Dataset excerpt:
— Begin —

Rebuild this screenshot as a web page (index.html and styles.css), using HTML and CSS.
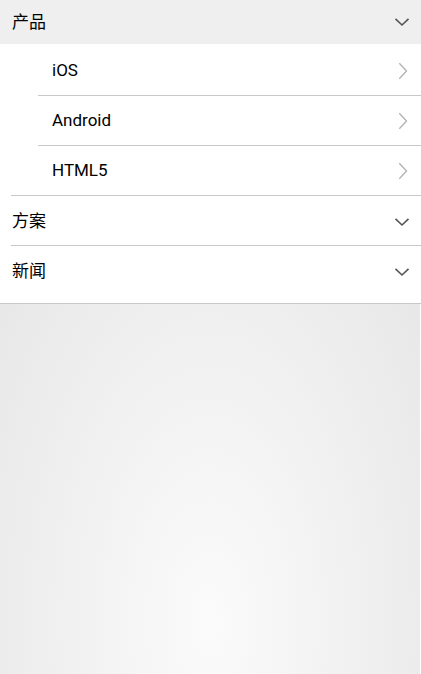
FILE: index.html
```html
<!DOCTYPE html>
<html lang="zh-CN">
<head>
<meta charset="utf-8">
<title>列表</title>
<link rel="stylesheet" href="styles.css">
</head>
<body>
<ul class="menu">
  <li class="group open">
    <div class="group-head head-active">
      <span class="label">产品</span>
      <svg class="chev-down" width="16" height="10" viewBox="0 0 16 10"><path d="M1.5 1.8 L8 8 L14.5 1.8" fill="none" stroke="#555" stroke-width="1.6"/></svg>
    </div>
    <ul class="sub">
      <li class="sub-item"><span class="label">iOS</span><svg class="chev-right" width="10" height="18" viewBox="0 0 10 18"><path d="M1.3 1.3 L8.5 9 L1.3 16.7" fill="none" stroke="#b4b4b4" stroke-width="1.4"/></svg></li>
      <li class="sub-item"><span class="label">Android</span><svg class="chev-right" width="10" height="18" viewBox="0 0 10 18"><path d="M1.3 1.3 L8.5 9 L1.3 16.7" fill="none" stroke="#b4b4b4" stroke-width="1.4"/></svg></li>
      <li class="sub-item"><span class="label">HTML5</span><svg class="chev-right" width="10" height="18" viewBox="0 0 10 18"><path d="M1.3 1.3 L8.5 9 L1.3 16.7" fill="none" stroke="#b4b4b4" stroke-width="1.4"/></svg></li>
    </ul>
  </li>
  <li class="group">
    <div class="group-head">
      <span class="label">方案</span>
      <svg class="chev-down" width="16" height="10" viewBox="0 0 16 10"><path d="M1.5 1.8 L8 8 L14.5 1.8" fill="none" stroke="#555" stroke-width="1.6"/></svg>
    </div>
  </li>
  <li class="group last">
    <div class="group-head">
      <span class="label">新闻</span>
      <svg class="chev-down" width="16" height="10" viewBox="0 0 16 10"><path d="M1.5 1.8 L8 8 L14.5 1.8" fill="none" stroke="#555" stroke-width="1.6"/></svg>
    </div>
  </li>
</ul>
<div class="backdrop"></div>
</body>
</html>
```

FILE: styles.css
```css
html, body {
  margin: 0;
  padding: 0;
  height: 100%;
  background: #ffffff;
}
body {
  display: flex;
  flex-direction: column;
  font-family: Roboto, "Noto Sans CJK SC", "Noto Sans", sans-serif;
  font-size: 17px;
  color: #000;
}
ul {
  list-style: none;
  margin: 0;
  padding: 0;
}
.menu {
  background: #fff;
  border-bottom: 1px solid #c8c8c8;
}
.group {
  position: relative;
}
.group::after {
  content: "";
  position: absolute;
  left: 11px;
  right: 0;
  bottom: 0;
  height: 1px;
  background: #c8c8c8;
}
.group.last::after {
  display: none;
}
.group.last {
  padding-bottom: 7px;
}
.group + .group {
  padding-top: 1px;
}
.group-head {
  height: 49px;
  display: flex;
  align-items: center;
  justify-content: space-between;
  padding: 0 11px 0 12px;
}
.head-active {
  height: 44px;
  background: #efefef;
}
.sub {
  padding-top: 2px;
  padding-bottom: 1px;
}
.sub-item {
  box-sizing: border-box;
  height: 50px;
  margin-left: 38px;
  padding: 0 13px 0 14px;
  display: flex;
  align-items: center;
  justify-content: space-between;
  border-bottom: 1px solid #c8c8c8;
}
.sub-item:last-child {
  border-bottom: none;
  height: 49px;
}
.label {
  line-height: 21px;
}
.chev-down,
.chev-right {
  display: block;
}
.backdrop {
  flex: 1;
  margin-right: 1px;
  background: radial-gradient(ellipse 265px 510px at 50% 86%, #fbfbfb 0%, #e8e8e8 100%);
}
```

— End —

Directive: Pictures are to be left out; repeat all the remaining data exactly.

Full response:
Rebuild this screenshot as a web page (index.html and styles.css), using HTML and CSS.
FILE: index.html
```html
<!DOCTYPE html>
<html lang="zh-CN">
<head>
<meta charset="utf-8">
<title>列表</title>
<link rel="stylesheet" href="styles.css">
</head>
<body>
<ul class="menu">
  <li class="group open">
    <div class="group-head head-active">
      <span class="label">产品</span>
      <svg class="chev-down" width="16" height="10" viewBox="0 0 16 10"><path d="M1.5 1.8 L8 8 L14.5 1.8" fill="none" stroke="#555" stroke-width="1.6"/></svg>
    </div>
    <ul class="sub">
      <li class="sub-item"><span class="label">iOS</span><svg class="chev-right" width="10" height="18" viewBox="0 0 10 18"><path d="M1.3 1.3 L8.5 9 L1.3 16.7" fill="none" stroke="#b4b4b4" stroke-width="1.4"/></svg></li>
      <li class="sub-item"><span class="label">Android</span><svg class="chev-right" width="10" height="18" viewBox="0 0 10 18"><path d="M1.3 1.3 L8.5 9 L1.3 16.7" fill="none" stroke="#b4b4b4" stroke-width="1.4"/></svg></li>
      <li class="sub-item"><span class="label">HTML5</span><svg class="chev-right" width="10" height="18" viewBox="0 0 10 18"><path d="M1.3 1.3 L8.5 9 L1.3 16.7" fill="none" stroke="#b4b4b4" stroke-width="1.4"/></svg></li>
    </ul>
  </li>
  <li class="group">
    <div class="group-head">
      <span class="label">方案</span>
      <svg class="chev-down" width="16" height="10" viewBox="0 0 16 10"><path d="M1.5 1.8 L8 8 L14.5 1.8" fill="none" stroke="#555" stroke-width="1.6"/></svg>
    </div>
  </li>
  <li class="group last">
    <div class="group-head">
      <span class="label">新闻</span>
      <svg class="chev-down" width="16" height="10" viewBox="0 0 16 10"><path d="M1.5 1.8 L8 8 L14.5 1.8" fill="none" stroke="#555" stroke-width="1.6"/></svg>
    </div>
  </li>
</ul>
<div class="backdrop"></div>
</body>
</html>
```

FILE: styles.css
```css
html, body {
  margin: 0;
  padding: 0;
  height: 100%;
  background: #ffffff;
}
body {
  display: flex;
  flex-direction: column;
  font-family: Roboto, "Noto Sans CJK SC", "Noto Sans", sans-serif;
  font-size: 17px;
  color: #000;
}
ul {
  list-style: none;
  margin: 0;
  padding: 0;
}
.menu {
  background: #fff;
  border-bottom: 1px solid #c8c8c8;
}
.group {
  position: relative;
}
.group::after {
  content: "";
  position: absolute;
  left: 11px;
  right: 0;
  bottom: 0;
  height: 1px;
  background: #c8c8c8;
}
.group.last::after {
  display: none;
}
.group.last {
  padding-bottom: 7px;
}
.group + .group {
  padding-top: 1px;
}
.group-head {
  height: 49px;
  display: flex;
  align-items: center;
  justify-content: space-between;
  padding: 0 11px 0 12px;
}
.head-active {
  height: 44px;
  background: #efefef;
}
.sub {
  padding-top: 2px;
  padding-bottom: 1px;
}
.sub-item {
  box-sizing: border-box;
  height: 50px;
  margin-left: 38px;
  padding: 0 13px 0 14px;
  display: flex;
  align-items: center;
  justify-content: space-between;
  border-bottom: 1px solid #c8c8c8;
}
.sub-item:last-child {
  border-bottom: none;
  height: 49px;
}
.label {
  line-height: 21px;
}
.chev-down,
.chev-right {
  display: block;
}
.backdrop {
  flex: 1;
  margin-right: 1px;
  background: radial-gradient(ellipse 265px 510px at 50% 86%, #fbfbfb 0%, #e8e8e8 100%);
}
```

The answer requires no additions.